My work includes painting, performance, sculpture, sound, and installation. I work from the inside out relying on intuitive decision-making and a commitment to investigating deeply personal experiences of identity, ancestry, family, community and spirituality. Information is drawn from the uniquely shared history of code switching, double-consciousness and multiple narratives that people of African descent have inherited and are compelled to adopt as a survival strategy for daily life. Like this common experience my work straddles two worlds. The art that I make does not exist solely within a Western art frame but embodies the dynamics of being both sacred and secular. At the same time I consistently look at western art historical constructions, modalities of thought and contemporary discourse to inform my practice while centering my work in community practices and rituals, drawing personal inspiration from the spirit and the oral traditions of the African ancestors that came across the Atlantic ocean during the middle passage slave trade.

Currently, I am developing three related but distinct series. Afrospanglish, a cycle of paintings that emerge from my series called Signatures. Afrospanglish explores and develops many of the original, ideographic, visual strategies of the Signatures series but also incorporates the idea of conflating personal cosmology and abstract-figuration that generate compositions characterized by large heads which function as conduits or metaphors for cultural/personal memory, inner-worlds, ancestors, spirits or universes akin to the cosmology of Bakongo-derived ritual charms known as nkisi.
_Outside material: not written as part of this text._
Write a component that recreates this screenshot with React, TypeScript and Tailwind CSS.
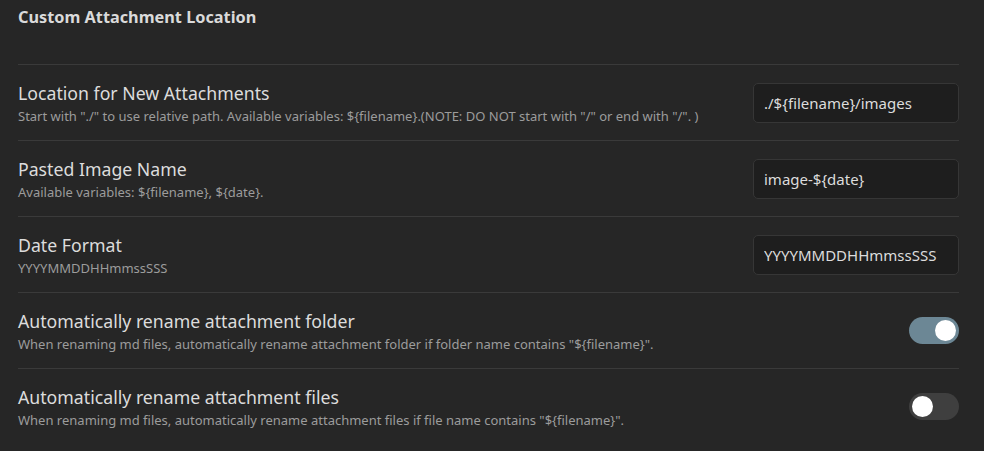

An nkisi, is an object said to be a miniatured world; a central ritual object that partakes of oral traditions, natural forces, ancestral spirits, divination and the ritual complex of the Bakongo. Concurrently in progress, is a mixed-media body of works with the working title Kalunga Inbetween Worlds (K7), which explores themes, materials and colors related to Kalunga (an ocean deity associated with the Bakongo people of Central Africa and who were brought into the New World in significant numbers). Also, an ongoing series of sculptures that I began in the summer of 2012, called Paraphernalia Of The Urban Shaman M:5 (POTUS M:5). These projects are connected conceptually but remain visually distinct through different choices in material, form and structure.

Within African cosmology, our ancestors live in both the past and the present this is central to my work as an artist. POTUS M:5 grew as a visceral response to various kinds of power-objects that I encountered studying Bakongo culture in particular minkisi and makutos. In August of 2010, I was initiated into the branch of Palo known as Briyumba. Also, March of 2014, I was initiated into the oldest house of Palo, belonging to the Mayombe branch: a ritual complex whose chief aim is to transform, heal, and harmonize individuals and families with nature, community, and the ancestors. As a result of my first initiation, I began creating an ongoing body of paintings that I refer to as Signatures inspired by the ideographic writing system I encountered in the ritual-context of both Mayombe and Briyumba ceremonies in NYC.
[http://www.leonardobenzant.com/new-page-1/]

Leonardo Benzant was born 1972, Brooklyn, New York.